Contoh Essay - Meningkatkan Rasa Cinta Terhadap Pertanian
MARBELS
(Mini Farming Training Based On Local Wisdom) – Media Permainan dan
Pembelajaran Untuk Meningkatkan Rasa Cinta Anak Terhadap Dunia Pertanian
Mas Dana
Pendahuluan
Saat anak-anak pertama kali masuk
sekolah dan ditanyakan cita-citanya oleh guru, maka sebagain besar dari mereka
akan mengatakan ingin menjadi guru, polisi, tentara, dokter, pilot dan
sebagainya. Hampir tidak ada anak-anak yang berkata bahwa mereka ingin menjadi
petani. Banyak orang tua yang berprofesi sebagai petani, kemudian menyekolahkan
anak mereka tinggi-tinggi agar tidak bernasib sama seperti dirinya yang hanya
menjadi seorang petani. Petani dianggap sebagai profesi yang tidak menjanjikan
secara materi dan kalah populer dibandingkan profesi yang lainnya. Dengan
segala persepsi tersebut, maka tidak mengherankan jika negara seluas Indonesia
masih banyak mengimpor hasil-hasil pertanian dari negera lain.
Pada masa sekarang, seiring dengan
berjalannya waktu budaya bertani akan semakin memudar. Hal tersebut diakibatkan
oleh generasi muda yang enggan lagi untuk mengelola lahan pertanian. Mereka
beranggapan bahwa dunia pertanian identik dengan kotor, bau, kumuh, miskin, dan
sebuah pekerjaan yang dipandang sebelah mata karena tidak memiliki prospek yang
cerah. Padahal jika generasi muda ingin mengelola lahan pertanian tersebut, maka
Indonesia dapat menjadi negara eksportir dengan hasil pertanian yang
unggul, bahkan Indonesia dapat menjadi sebuah negara yang maju.
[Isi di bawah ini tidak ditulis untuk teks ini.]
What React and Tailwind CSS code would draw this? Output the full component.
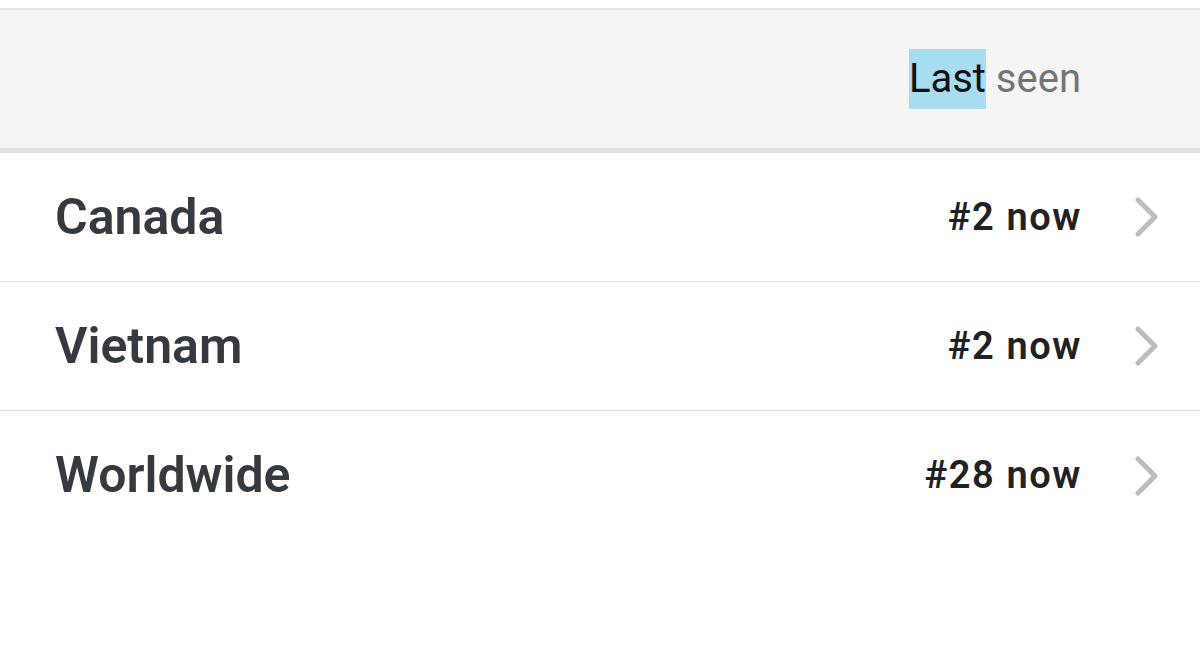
import React from 'react';

const rows = [
    {name: 'Canada', rank: '#2 now'},
    {name: 'Vietnam', rank: '#2 now'},
    {name: 'Worldwide', rank: '#28 now'},
];

const Chevron = () => (
    <svg width="26" height="40" viewBox="0 0 26 40" className="shrink-0">
        <path d="M4 3 L21 20 L4 37" fill="none" stroke="#bdbdbd" strokeWidth="5" strokeLinecap="round"
              strokeLinejoin="round"/>
    </svg>
);

export default function App() {
    return (
        <div className="min-h-screen bg-white pt-[8px]" style={{fontFamily: 'Roboto, "Noto Sans", sans-serif'}}>
            {/* header */}
            <div
                className="flex h-[145px] items-center justify-end border-t-2 border-b-[5px] border-t-[#e6e7e9] border-b-[#dfe2e5] bg-[#f5f5f5] pr-[119px]">
                <div className="text-[40px] leading-none">
                    <span className="inline-block bg-[#a8dcf0] py-[10px] text-[#111]">Last</span>
                    <span className="text-[#70757a]"> seen</span>
                </div>
            </div>

            {rows.map((row, i) => (
                <div key={row.name}
                     className={i < rows.length - 1
                         ? 'flex h-[129px] items-center border-b-[1.5px] border-[#e0e0e0] pl-[55px] pr-[40px]'
                         : 'flex h-[129px] items-center pl-[55px] pr-[40px]'}>
                    <div className="flex-1 text-[50px] font-semibold text-[#353a40]">{row.name}</div>
                    <div className="text-[38px] font-semibold tracking-[1.6px] text-[#202124]">{row.rank}</div>
                    <div className="ml-[52px] flex items-center">
                        <Chevron/>
                    </div>
                </div>
            ))}
        </div>
    );
}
Berdasarkan hasil analisis terhadap data
Sensus Pertanian 2003-2013, dapat disimpulkan bahwa tenaga kerja pertanian
didominasi oleh tenaga kerja usia tua lebih dari 40 tahun, tenaga kerja usia
muda jumlahnya tidak banyak dan cenderung merosot dibandingkan 10 tahun
sebelumnya. Demikian pula berdasarkan data Sensus Pertanian 1993-2003 komposisi
pekerja sektor pertanian berdasarkan usia telah mengalami pergeseran yang
menunjukkan semakin berkurangnya tenaga kerja muda di sektor pertanian. Data
tersebut menunjukkan bahwa selama dua dekade, secara absolut dan relatif jumlah
petani muda mengalami penurunan yang relatif tajam, sementara yang tergolong
usia tua semakin meningkat.
Selama ini pengenalan dunia pertanian
kepada anak-anak belum banyak dikemas secara menarik dan mengandung nilai-nilai
kreativitas. Padahal, pengenalan di tingkat Sekolah Dasar atau pada usia 6-12
tahun merupakan pendidikan awal atau dasar. Pada saat itu anak mulai mengenal
pendidikan yang sesungguhnya. Pada tahapan tersebut juga mereka mulai mengenal
berbagai macam pengetahuan, cara bersosialisasi, dan bermain. Ketika dari kecil
anak diajarkan untuk menjadi dokter, maka yang tertanam di hati mereka adalah
kelak ingin menjadi seorang dokter. Begitu pun ketika dari kecil mereka
ditanamkan sebuah sikap atau rasa untuk cinta terhadap dunia pertanian, maka
kelak ketika dewasa mereka akan berusaha untuk mengelola dan memajukan
pertanian Indonesia, mereka tidak akan malu dan gengsi lagi dengan profesi
sebagai seorang petani.
Generasi muda di Indonesia saat ini
lebih menyukai hal-hal yang bersifat teknologi dan seni dibandingkan harus
berkotor-kotor turun ke sawah untuk bercocok tanam. Mereka mulai terhipnotis
oleh budaya-budaya asing yang memberikan segala hal yang membuat mereka lebih
dipandang oleh orang lain, tanpa memikirkan dari mana nasi, ayam, ikan, dan
sayur-sayuran yang mereka makan sehari-hari. Mereka selalu berfikir bahwa
bertani hanya sebuah pekerjaan kaum bawah dan tidak terpandang jika dinilai
oleh orang lain. Minimnya pengetahuan tentang pertanian yang diberikan sejak
dini menyebabkan adanya persepsi-persepsi negatif tentang pertanian. Kurangnya
upaya untuk menanamkan rasa cinta terhadap dunia pertanian sejak dini
mengakibatkan banyak generasi muda saat ini yang tidak peduli terhadap
pertanian di Indonesia.
Oleh karena itu, MARBELS (Mini Farming Training Based On Local Wisdom)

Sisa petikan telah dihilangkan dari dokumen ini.